_Material provided_
#####

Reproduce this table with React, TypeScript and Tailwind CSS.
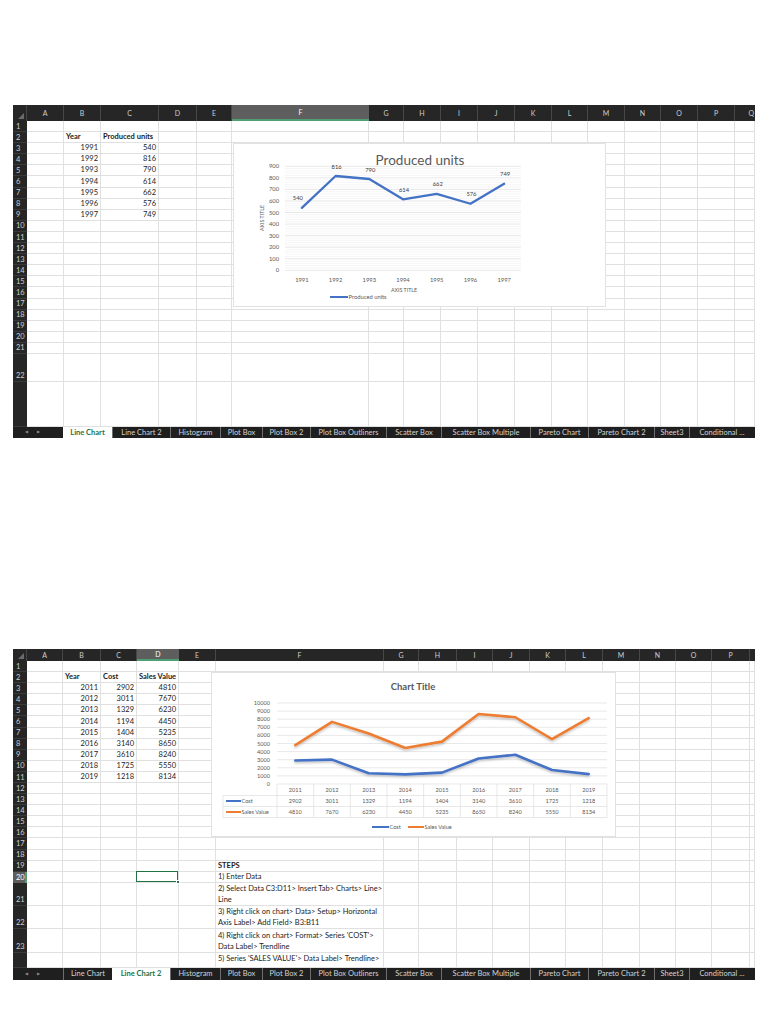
import React from "react";
import type { ReactNode } from "react";

type Cell = { lines: string[]; bold?: boolean; right?: boolean; top?: boolean };

const COLS = "ABCDEFGHIJKLMNOPQ".split("");

const TABS = [
  { name: "Line Chart", w: "w-[49px]" },
  { name: "Line Chart 2", w: "w-[58px]" },
  { name: "Histogram", w: "w-[50px]" },
  { name: "Plot Box", w: "w-[42px]" },
  { name: "Plot Box 2", w: "w-[48px]" },
  { name: "Plot Box Outliners", w: "w-[76px]" },
  { name: "Scatter Box", w: "w-[55px]" },
  { name: "Scatter Box Multiple", w: "w-[89px]" },
  { name: "Pareto Chart", w: "w-[58px]" },
  { name: "Pareto Chart 2", w: "w-[66px]" },
  { name: "Sheet3", w: "w-[35px]" },
  { name: "Conditional ...", w: "w-[65px]" },
];

const produced: [number, number][] = [
  [1991, 540],
  [1992, 816],
  [1993, 790],
  [1994, 614],
  [1995, 662],
  [1996, 576],
  [1997, 749],
];

const years2 = [2011, 2012, 2013, 2014, 2015, 2016, 2017, 2018, 2019];
const cost = [2902, 3011, 1329, 1194, 1404, 3140, 3610, 1725, 1218];
const sales = [4810, 7670, 6230, 4450, 5235, 8650, 8240, 5550, 8134];

function sheet1Cells() {
  const cells: Record<string, Cell> = {
    B2: { lines: ["Year"], bold: true },
    C2: { lines: ["Produced units"], bold: true },
  };
  produced.forEach(([y, v], i) => {
    cells["B" + (i + 3)] = { lines: [String(y)], right: true };
    cells["C" + (i + 3)] = { lines: [String(v)], right: true };
  });
  return cells;
}

function sheet2Cells() {
  const cells: Record<string, Cell> = {
    B2: { lines: ["Year"], bold: true },
    C2: { lines: ["Cost"], bold: true },
    D2: { lines: ["Sales Value"], bold: true },
    F19: { lines: ["STEPS"], bold: true },
    F20: { lines: ["1) Enter Data"] },
    F21: { lines: ["2) Select Data C3:D11> Insert Tab> Charts> Line>", "Line"] },
    F22: { lines: ["3) Right click on chart> Data> Setup> Horizontal", "Axis Label> Add Field> B3:B11"] },
    F23: { lines: ["4) Right click on chart> Format> Series 'COST'>", "Data Label> Trendline"] },
    F24: { lines: ["5) Series 'SALES VALUE'> Data Label> Trendline>"], top: true },
  };
  years2.forEach((y, i) => {
    cells["B" + (i + 3)] = { lines: [String(y)], right: true };
    cells["C" + (i + 3)] = { lines: [String(cost[i])], right: true };
    cells["D" + (i + 3)] = { lines: [String(sales[i])], right: true };
  });
  return cells;
}

function TabBar({ active, height }: { active: string; height: string }) {
  return (
    <div className={`flex ${height} bg-[#1f1f1f] text-[7.5px] leading-none`}>
      <div className="w-[50px] flex items-center gap-[9px] pl-[12px] text-[#8c8c8c] text-[4px]">
        <span>◀</span>
        <span>▶</span>
      </div>
      {TABS.map((t) =>
        t.name === active ? (
          <div key={t.name} className={`${t.w} flex items-center justify-center bg-white font-bold text-[#217346]`}>
            {t.name}
          </div>
        ) : (
          <div
            key={t.name}
            className={`${t.w} flex items-center justify-center border-l border-[#6e6e6e] text-[#d2d2d2] whitespace-nowrap`}
          >
            {t.name}
          </div>
        )
      )}
    </div>
  );
}

interface SheetProps {
  grid: string;
  rows: number;
  lastLabel: number;
  cells: Record<string, Cell>;
  selCol: string;
  selRow?: number;
  selCell?: string;
  showQ: boolean;
  active: string;
  tabHeight: string;
  children?: ReactNode;
}

function Sheet({ grid, rows, lastLabel, cells, selCol, selRow, selCell, showQ, active, tabHeight, children }: SheetProps) {
  const body: ReactNode[] = [];
  for (let r = 1; r <= rows; r++) {
    body.push(
      <div
        key={"rh" + r}
        className={
          r === selRow
            ? "flex items-end pl-[3px] pb-[1px] bg-[#5e5e5e] border-r-2 border-[#4f9f74] text-[7.5px] leading-none text-white"
            : "flex items-end pl-[3px] pb-[1px] bg-[#262626] border-b border-[#3a3a3a] text-[7.5px] leading-none text-[#cfcfcf]"
        }
      >
        {r <= lastLabel ? r : ""}
      </div>
    );
    for (const c of COLS) {
      const key = c + r;
      const cell = cells[key];
      body.push(
        <div
          key={key}
          className={[
            "relative flex flex-col px-[2px] whitespace-nowrap border-r border-b border-[#e0e0e0] text-[7.5px] leading-[11px] text-[#1c1c1c]",
            cell?.top ? "justify-start" : "justify-end",
            cell?.right ? "text-right" : "",
            cell?.bold ? "font-bold" : "",
          ].join(" ")}
        >
          {cell?.lines.map((l) => <span key={l}>{l}</span>)}
          {key === selCell && (
            <div className="absolute -left-px -top-px right-0 bottom-0 z-10 border-[1.5px] border-[#217346]">
              <div className="absolute -right-[3px] -bottom-[3px] w-[4px] h-[4px] bg-[#217346] border border-white" />
            </div>
          )}
        </div>
      );
    }
  }

  return (
    <div className="w-[742px]">
      <div className={`relative grid overflow-hidden ${grid}`}>
        <div className="flex items-end justify-end pr-[2px] pb-[2px] bg-[#262626] border-r border-[#444]">
          <svg width="6" height="6" viewBox="0 0 6 6">
            <polygon points="6,0 6,6 0,6" fill="#6a6a6a" />
          </svg>
        </div>
        {COLS.map((c) =>
          c === selCol ? (
            <div
              key={"h" + c}
              className="flex items-center justify-center bg-[#5e5e5e] border-b-2 border-[#4f9f74] text-[7px] text-white"
            >
              {c}
            </div>
          ) : c === "Q" ? (
            <div key="hQ" className="flex items-center justify-end pr-[1px] bg-[#262626] text-[7px] text-[#cfcfcf]">
              {showQ ? "Q" : ""}
            </div>
          ) : (
            <div
              key={"h" + c}
              className="flex items-center justify-center bg-[#262626] border-r border-[#474747] text-[7px] text-[#cfcfcf]"
            >
              {c}
            </div>
          )
        )}
        {body}
        {children}
      </div>
      <TabBar active={active} height={tabHeight} />
    </div>
  );
}

function ProducedChart() {
  const x0 = 51;
  const x1 = 287;
  const yZero = 126.3;
  const k = 104 / 900;
  const cw = (x1 - x0) / 7;
  const cx = (i: number) => x0 + cw * (i + 0.5);
  const cy = (v: number) => yZero - v * k;
  const minor: number[] = [];
  for (let v = 20; v <= 900; v += 20) if (v % 100 !== 0) minor.push(v);
  const major = [0, 100, 200, 300, 400, 500, 600, 700, 800, 900];

  return (
    <svg width="373" height="164" viewBox="0 0 373 164" className="block">
      <text x="186" y="21" textAnchor="middle" fontSize="13.5" fill="#595959">
        Produced units
      </text>
      {minor.map((v) => (
        <line key={"m" + v} x1={x0} x2={x1} y1={cy(v)} y2={cy(v)} stroke="#ececec" strokeWidth="0.5" />
      ))}
      {major.map((v) => (
        <g key={"g" + v}>
          <line x1={x0} x2={x1} y1={cy(v)} y2={cy(v)} stroke="#d9d9d9" strokeWidth="0.6" />
          <text x="45" y={cy(v) + 2} textAnchor="end" fontSize="5.8" fill="#595959">
            {v}
          </text>
        </g>
      ))}
      <polyline
        points={produced.map(([, v], i) => `${cx(i)},${cy(v)}`).join(" ")}
        fill="none"
        stroke="#4472c4"
        strokeWidth="2.3"
        strokeLinejoin="round"
        strokeLinecap="round"
      />
      {produced.map(([y, v], i) => (
        <g key={y}>
          <text x={i === 0 ? cx(i) - 4 : cx(i) + 1} y={cy(v) - 7.5} textAnchor="middle" fontSize="5.8" fill="#404040">
            {v}
          </text>
          <text x={cx(i)} y="137.5" textAnchor="middle" fontSize="5.8" fill="#595959">
            {y}
          </text>
        </g>
      ))}
      <text x="170" y="148" textAnchor="middle" fontSize="5.3" fill="#595959">
        AXIS TITLE
      </text>
      <text x="30" y="74" textAnchor="middle" fontSize="5.3" fill="#595959" transform="rotate(-90 30 74)">
        AXIS TITLE
      </text>
      <line x1="96" x2="114" y1="153" y2="153" stroke="#4472c4" strokeWidth="2" />
      <text x="114.5" y="155" fontSize="5.8" fill="#595959">
        Produced units
      </text>
    </svg>
  );
}

function SalesChart() {
  const x0 = 65;
  const x1 = 395;
  const yZero = 111;
  const k = 81 / 10000;
  const cw = (x1 - x0) / 9;
  const cx = (i: number) => x0 + cw * (i + 0.5);
  const cy = (v: number) => yZero - v * k;
  const ticks = [0, 1000, 2000, 3000, 4000, 5000, 6000, 7000, 8000, 9000, 10000];
  const line = (vals: number[]) => vals.map((v, i) => `${cx(i)},${cy(v)}`).join(" ");

  return (
    <svg width="405" height="165" viewBox="0 0 405 165" className="block">
      <defs>
        <filter id="shadow" x="-10%" y="-20%" width="120%" height="150%">
          <feDropShadow dx="0" dy="1.5" stdDeviation="1" floodColor="#000" floodOpacity="0.25" />
        </filter>
      </defs>
      <text x="201" y="17" textAnchor="middle" fontSize="9.5" fontWeight="bold" fill="#595959">
        Chart Title
      </text>
      {ticks.map((v) => (
        <g key={v}>
          {v > 0 && <line x1={x0} x2={x1} y1={cy(v)} y2={cy(v)} stroke="#d9d9d9" strokeWidth="0.6" />}
          <text x="58" y={cy(v) + 2} textAnchor="end" fontSize="5.6" fill="#595959">
            {v}
          </text>
        </g>
      ))}
      <polyline
        points={line(sales)}
        fill="none"
        stroke="#ed7d31"
        strokeWidth="2.6"
        strokeLinejoin="round"
        strokeLinecap="round"
        filter="url(#shadow)"
      />
      <polyline
        points={line(cost)}
        fill="none"
        stroke="#4472c4"
        strokeWidth="2.6"
        strokeLinejoin="round"
        strokeLinecap="round"
        filter="url(#shadow)"
      />
      <line x1={x0} x2={x1} y1="111" y2="111" stroke="#d9d9d9" strokeWidth="0.6" />
      {[122.5, 133.5, 144.5].map((y) => (
        <line key={y} x1="11" x2={x1} y1={y} y2={y} stroke="#d9d9d9" strokeWidth="0.6" />
      ))}
      <line x1="11" x2="11" y1="122.5" y2="144.5" stroke="#d9d9d9" strokeWidth="0.6" />
      {Array.from({ length: 10 }, (_, i) => (
        <line key={i} x1={x0 + cw * i} x2={x0 + cw * i} y1="111" y2="144.5" stroke="#d9d9d9" strokeWidth="0.6" />
      ))}
      {years2.map((y, i) => (
        <g key={y} fontSize="5.6" fill="#595959" textAnchor="middle">
          <text x={cx(i)} y="119">
            {y}
          </text>
          <text x={cx(i)} y="130">
            {cost[i]}
          </text>
          <text x={cx(i)} y="141">
            {sales[i]}
          </text>
        </g>
      ))}
      <line x1="14" x2="29" y1="128" y2="128" stroke="#4472c4" strokeWidth="2" />
      <text x="29.5" y="130" fontSize="5.6" fill="#595959">
        Cost
      </text>
      <line x1="14" x2="29" y1="139" y2="139" stroke="#ed7d31" strokeWidth="2" />
      <text x="29.5" y="141" fontSize="5.6" fill="#595959">
        Sales Value
      </text>
      <line x1="160" x2="177" y1="154" y2="154" stroke="#4472c4" strokeWidth="2" />
      <text x="177.5" y="156" fontSize="5.6" fill="#595959">
        Cost
      </text>
      <line x1="196" x2="212" y1="154" y2="154" stroke="#ed7d31" strokeWidth="2" />
      <text x="212.5" y="156" fontSize="5.6" fill="#595959">
        Sales Value
      </text>
    </svg>
  );
}

export default function App() {
  return (
    <div className="w-[768px] h-[1024px] bg-white pt-[105px] pl-[13px] [font-family:Lato,'Liberation_Sans',sans-serif]">
      <Sheet
        grid="grid-cols-[14px_37px_37px_58px_38px_35px_137px_35px_37px_37px_37px_37px_36px_37px_36px_37px_37px_20px] grid-rows-[16px_repeat(21,11.1px)_28px_45px]"
        rows={23}
        lastLabel={22}
        cells={sheet1Cells()}
        selCol="F"
        showQ
        active="Line Chart"
        tabHeight="h-[11px]"
      >
        <div className="absolute left-[220px] top-[38px] w-[373px] h-[164px] bg-white border border-[#e2e2e2] z-20">
          <ProducedChart />
        </div>
      </Sheet>

      <div className="h-[211px]" />

      <Sheet
        grid="grid-cols-[14px_36px_38px_36px_42px_37px_168px_35px_38px_36px_37px_36px_37px_37px_36px_36px_38px_5px] grid-rows-[12px_repeat(19,11.1px)_11px_23px_23px_24px_15px]"
        rows={24}
        lastLabel={23}
        cells={sheet2Cells()}
        selCol="D"
        selRow={20}
        selCell="D20"
        showQ={false}
        active="Line Chart 2"
        tabHeight="h-[12px]"
      >
        <div className="absolute left-[198px] top-[23px] w-[405px] h-[165px] bg-white border border-[#e2e2e2] z-20">
          <SalesChart />
        </div>
      </Sheet>
    </div>
  );
}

#####

_What you should do_
In the data above, please extract the lines from the first one through the line with "8240, 5550, 8134];", exactly, and keep pictures out.

_Response for this exercise_
Reproduce this table with React, TypeScript and Tailwind CSS.
import React from "react";
import type { ReactNode } from "react";

type Cell = { lines: string[]; bold?: boolean; right?: boolean; top?: boolean };

const COLS = "ABCDEFGHIJKLMNOPQ".split("");

const TABS = [
  { name: "Line Chart", w: "w-[49px]" },
  { name: "Line Chart 2", w: "w-[58px]" },
  { name: "Histogram", w: "w-[50px]" },
  { name: "Plot Box", w: "w-[42px]" },
  { name: "Plot Box 2", w: "w-[48px]" },
  { name: "Plot Box Outliners", w: "w-[76px]" },
  { name: "Scatter Box", w: "w-[55px]" },
  { name: "Scatter Box Multiple", w: "w-[89px]" },
  { name: "Pareto Chart", w: "w-[58px]" },
  { name: "Pareto Chart 2", w: "w-[66px]" },
  { name: "Sheet3", w: "w-[35px]" },
  { name: "Conditional ...", w: "w-[65px]" },
];

const produced: [number, number][] = [
  [1991, 540],
  [1992, 816],
  [1993, 790],
  [1994, 614],
  [1995, 662],
  [1996, 576],
  [1997, 749],
];

const years2 = [2011, 2012, 2013, 2014, 2015, 2016, 2017, 2018, 2019];
const cost = [2902, 3011, 1329, 1194, 1404, 3140, 3610, 1725, 1218];
const sales = [4810, 7670, 6230, 4450, 5235, 8650, 8240, 5550, 8134];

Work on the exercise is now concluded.